L’assoluzione di Silvio Berlusconi “non cancella il rilievo istituzionale e morale del caso”. E’ durissima la presa di posizione di Avvenire nei confronti di Silvio Berlusconi, che, secondo il quotidiano della Cei, esce pulito dal Rubygate solo da un punto di vista giudiziario. Il ragionamento contenuto nel fondo firmato dal direttore Marco Tarquinio è chiaro: l’esclusione della concussione e della prostituzione minorile fanno cadere nel vuoto la responsabilità penale, ma non cancellano il clima di promiscuità delle cene galanti di Arcore. Il leader di Forza Italia non subirà le conseguenze del processo ma fornisce un immagine di sé imperdonabile per un personaggio pubblico. “C’è molto da riflettere su come è stato imbastito il processo e sulle sue conseguenze – scrive Tarquinio – ma l’esito penale favorevole a Berlusconi non cancella il rilievo istituzionale e morale del caso”. Anche solo per il fatto “che un simile processo sia stato possibile, è evidente che un’assoluzione con le motivazioni finora conosciute non coincide con un diploma di benemerenza politica e di approvazione morale”.
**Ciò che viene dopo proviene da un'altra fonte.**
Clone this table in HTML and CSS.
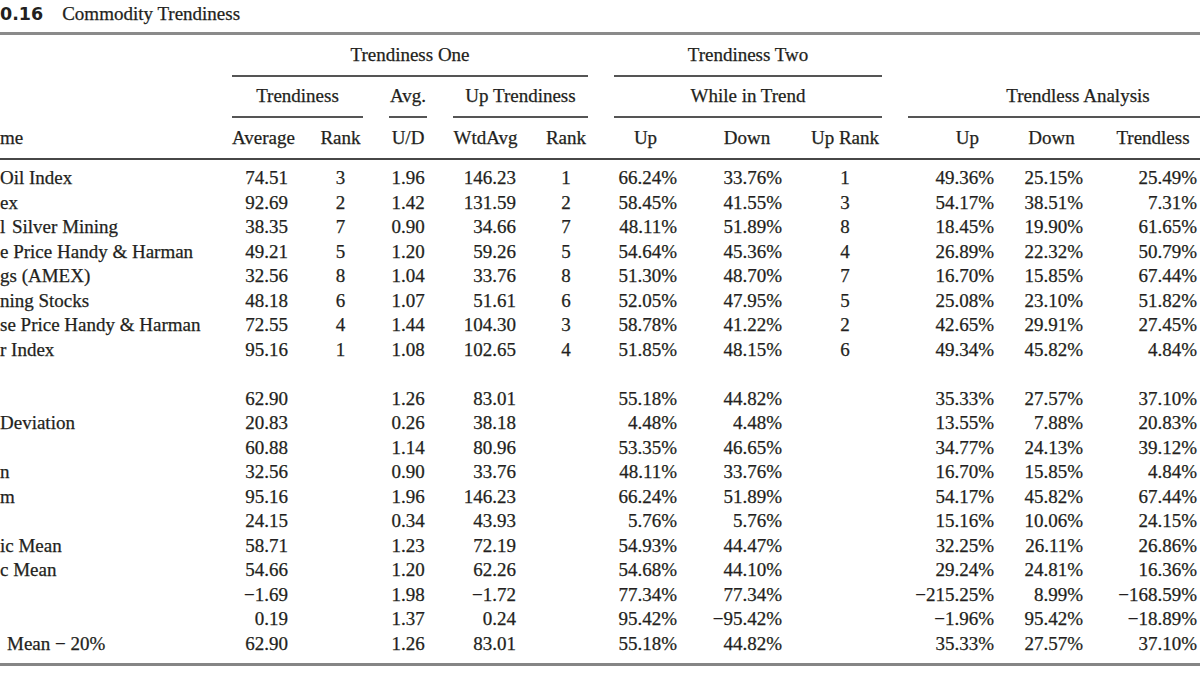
FILE: index.html
```html
<!DOCTYPE html>
<html>
<head>
<meta charset="utf-8">
<title>Commodity Trendiness</title>
<link rel="stylesheet" href="styles.css">
</head>
<body>
<div class="title"><span class="num">0.16</span><span class="cap">Commodity Trendiness</span></div>
<div class="rule-top"></div>

<div class="row hrow1">
  <div class="grp span-t1">Trendiness One</div>
  <div class="grp span-t2">Trendiness Two</div>
</div>
<div class="row hrow2">
  <div class="grp span-a">Trendiness</div>
  <div class="grp span-b">Avg.</div>
  <div class="grp span-c">Up Trendiness</div>
  <div class="grp span-d">While in Trend</div>
  <div class="grp span-e">Trendless Analysis</div>
</div>
<div class="row hrow3">
  <div>me</div>
  <div>Average</div>
  <div>Rank</div>
  <div>U/D</div>
  <div>WtdAvg</div>
  <div>Rank</div>
  <div>Up</div>
  <div>Down</div>
  <div>Up Rank</div>
  <div>Up</div>
  <div>Down</div>
  <div>Trendless</div>
</div>

<div class="tbody">
<div class="row data"><div>Oil Index</div><div>74.51</div><div>3</div><div>1.96</div><div>146.23</div><div>1</div><div>66.24%</div><div>33.76%</div><div>1</div><div>49.36%</div><div>25.15%</div><div>25.49%</div></div>
<div class="row data"><div>ex</div><div>92.69</div><div>2</div><div>1.42</div><div>131.59</div><div>2</div><div>58.45%</div><div>41.55%</div><div>3</div><div>54.17%</div><div>38.51%</div><div>7.31%</div></div>
<div class="row data"><div><span class="stem">l</span>Silver Mining</div><div>38.35</div><div>7</div><div>0.90</div><div>34.66</div><div>7</div><div>48.11%</div><div>51.89%</div><div>8</div><div>18.45%</div><div>19.90%</div><div>61.65%</div></div>
<div class="row data"><div>e Price Handy &amp; Harman</div><div>49.21</div><div>5</div><div>1.20</div><div>59.26</div><div>5</div><div>54.64%</div><div>45.36%</div><div>4</div><div>26.89%</div><div>22.32%</div><div>50.79%</div></div>
<div class="row data"><div>gs (AMEX)</div><div>32.56</div><div>8</div><div>1.04</div><div>33.76</div><div>8</div><div>51.30%</div><div>48.70%</div><div>7</div><div>16.70%</div><div>15.85%</div><div>67.44%</div></div>
<div class="row data"><div>ning Stocks</div><div>48.18</div><div>6</div><div>1.07</div><div>51.61</div><div>6</div><div>52.05%</div><div>47.95%</div><div>5</div><div>25.08%</div><div>23.10%</div><div>51.82%</div></div>
<div class="row data"><div>se Price Handy &amp; Harman</div><div>72.55</div><div>4</div><div>1.44</div><div>104.30</div><div>3</div><div>58.78%</div><div>41.22%</div><div>2</div><div>42.65%</div><div>29.91%</div><div>27.45%</div></div>
<div class="row data"><div>r Index</div><div>95.16</div><div>1</div><div>1.08</div><div>102.65</div><div>4</div><div>51.85%</div><div>48.15%</div><div>6</div><div>49.34%</div><div>45.82%</div><div>4.84%</div></div>
<div class="row data"><div></div></div>
<div class="row data"><div></div><div>62.90</div><div></div><div>1.26</div><div>83.01</div><div></div><div>55.18%</div><div>44.82%</div><div></div><div>35.33%</div><div>27.57%</div><div>37.10%</div></div>
<div class="row data"><div>Deviation</div><div>20.83</div><div></div><div>0.26</div><div>38.18</div><div></div><div>4.48%</div><div>4.48%</div><div></div><div>13.55%</div><div>7.88%</div><div>20.83%</div></div>
<div class="row data"><div></div><div>60.88</div><div></div><div>1.14</div><div>80.96</div><div></div><div>53.35%</div><div>46.65%</div><div></div><div>34.77%</div><div>24.13%</div><div>39.12%</div></div>
<div class="row data"><div>n</div><div>32.56</div><div></div><div>0.90</div><div>33.76</div><div></div><div>48.11%</div><div>33.76%</div><div></div><div>16.70%</div><div>15.85%</div><div>4.84%</div></div>
<div class="row data"><div>m</div><div>95.16</div><div></div><div>1.96</div><div>146.23</div><div></div><div>66.24%</div><div>51.89%</div><div></div><div>54.17%</div><div>45.82%</div><div>67.44%</div></div>
<div class="row data"><div></div><div>24.15</div><div></div><div>0.34</div><div>43.93</div><div></div><div>5.76%</div><div>5.76%</div><div></div><div>15.16%</div><div>10.06%</div><div>24.15%</div></div>
<div class="row data"><div>ic Mean</div><div>58.71</div><div></div><div>1.23</div><div>72.19</div><div></div><div>54.93%</div><div>44.47%</div><div></div><div>32.25%</div><div>26.11%</div><div>26.86%</div></div>
<div class="row data"><div>c Mean</div><div>54.66</div><div></div><div>1.20</div><div>62.26</div><div></div><div>54.68%</div><div>44.10%</div><div></div><div>29.24%</div><div>24.81%</div><div>16.36%</div></div>
<div class="row data"><div></div><div>−1.69</div><div></div><div>1.98</div><div>−1.72</div><div></div><div>77.34%</div><div>77.34%</div><div></div><div>−215.25%</div><div>8.99%</div><div>−168.59%</div></div>
<div class="row data"><div></div><div>0.19</div><div></div><div>1.37</div><div>0.24</div><div></div><div>95.42%</div><div>−95.42%</div><div></div><div>−1.96%</div><div>95.42%</div><div>−18.89%</div></div>
<div class="row data"><div><span class="ind7">Mean − 20%</span></div><div>62.90</div><div></div><div>1.26</div><div>83.01</div><div></div><div>55.18%</div><div>44.82%</div><div></div><div>35.33%</div><div>27.57%</div><div>37.10%</div></div>
</div>
<div class="rule-bottom"></div>
</body>
</html>
```
FILE: styles.css
```css
html, body {
  margin: 0;
  padding: 0;
}
body {
  width: 1200px;
  height: 675px;
  overflow: hidden;
  background: #ffffff;
  font-family: "Liberation Serif", "Times New Roman", serif;
  font-size: 19px;
  color: #231f20;
  -webkit-text-stroke: 0.25px #231f20;
}

.title {
  height: 30px;
  padding-top: 2px;
  line-height: 24.5px;
  white-space: nowrap;
}
.title .num {
  font-family: "DejaVu Sans", "Liberation Sans", sans-serif;
  font-weight: bold;
  font-size: 17.5px;
  -webkit-text-stroke: 0;
}
.title .cap {
  margin-left: 19px;
}

.rule-top {
  height: 3px;
  background: #8a8a8a;
}
.rule-bottom {
  margin-top: 7px;
  height: 3px;
  background: #858585;
}

.row {
  display: grid;
  grid-template-columns: 206px 60px 45px 38px 65px 44px 63px 79px 74px 86px 63px 91px;
  column-gap: 26px;
  line-height: 24.5px;
  white-space: nowrap;
}

.grp {
  text-align: center;
  border-bottom: 2px solid #555555;
}
.hrow1 {
  margin-top: 8.3px;
}
.hrow1 .grp {
  padding-bottom: 7px;
}
.hrow2 {
  margin-top: 7.2px;
}
.hrow2 .grp {
  padding-bottom: 8px;
}
.span-t1 { grid-column: 2 / 7; }
.span-t2 { grid-column: 7 / 10; }
.span-a { grid-column: 2 / 4; }
.span-b { grid-column: 4 / 5; }
.span-c { grid-column: 5 / 7; }
.span-d { grid-column: 7 / 10; }
.span-e { grid-column: 10 / 13; padding-left: 48px; }

.hrow3 {
  margin-top: 7.8px;
  padding-bottom: 7.2px;
  border-bottom: 2px solid #474747;
}
.hrow3 > div { text-align: center; }
.hrow3 > div:nth-child(1) { text-align: left; }
.hrow3 > div:nth-child(8) { padding-left: 9px; }
.hrow3 > div:nth-child(10) { text-align: right; padding-right: 15px; }
.hrow3 > div:nth-child(12) { padding-right: 3px; }

.tbody {
  margin-top: 6.3px;
}
.data {
  height: 24.5px;
}
.data > div { text-align: right; }
.data > div:nth-child(1) { text-align: left; }
.data > div:nth-child(2) { padding-right: 4px; }
.data > div:nth-child(3),
.data > div:nth-child(4),
.data > div:nth-child(6),
.data > div:nth-child(9) { text-align: center; }
.data > div:nth-child(5) { padding-right: 2px; }
.data > div:nth-child(12) { padding-right: 3px; }

.stem {
  display: inline-block;
  width: 12px;
}
.ind7 { padding-left: 7px; }
```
Un’analisi che ha trovato il plauso del segretario generale della Cei, mons. Nunzio Galantino: “Avvenire ha preso una posizione coraggiosa che va sostenuta e confermata – ha commentato -.La legge arriva fino a un certo punto ma il discorso morale è un altro”. Il vescovo, parlando a margine di un convegno sul servizio civile, ha aggiunto che la questione non riguarda “solo Berlusconi. Tutte le volte in cui c’è una assoluzione bisogna andare a leggere le motivazioni. Ma il dettato legislativo arriva fino ad un certo punto, il discorso morale è un altro”. Facendo l’esempio della legge sull’aborto Galantino ha sottolineato che “se un fatto è legale non è detto che sia morale”. Parole che all’ex premier non hanno fatto piacere, specie ora che sta rilanciando la sua credibilità politica, terminata la condanna per il caso Mediaset.
Ulteriore conferma del muro di ghiaccio che si è innalzato negli ultimi anni fra una parte dei Vescovi e Palazzo Grazioli. Fu proprio il caso legato a Ruby a sancire la rottura di un rapporto non facile; l’allora direttore di Avvenire, Dino Boffo, scrisse alcuni editoriali al vetriolo contro Berlusconi. Ne seguì una vera e proprio “Macchina del fango” contro di lui da parte del Giornale, guidato da Alessandro Sallusti e di proprietà di Paolo Berlusconi, fratello del presidente azzurro. Per screditare Boffo venne pubblicata una lettera nella quale si leggeva che il giornalista cattolico era stato “querelato da una signora di Terni destinataria di telefonate sconce e offensive e di pedinamenti volti a intimidirla, onde lasciasse libero il marito con il quale il Boffo, noto omosessuale già attenzionato dalla Polizia di Stato per questo genere di frequentazioni, aveva una relazione”. Ma l’autenticità del documento venne smentita dal gip di Terni e Feltri fu sospeso dall’ordine dei giornalisti per tre mesi. Il processo di allontanamento di Berlusconi dal mondo cattolico raggiunse il suo apice. Tanto che oggi l’ex premier si dice favorevole a leggi un tempo osteggiate dai suoi governi, come quelle sulle coppie di fatto, nonostante nei suoi governi si siano seduti esponenti molto vicini alla Chiesa, come Carlo Giovanardi e altri.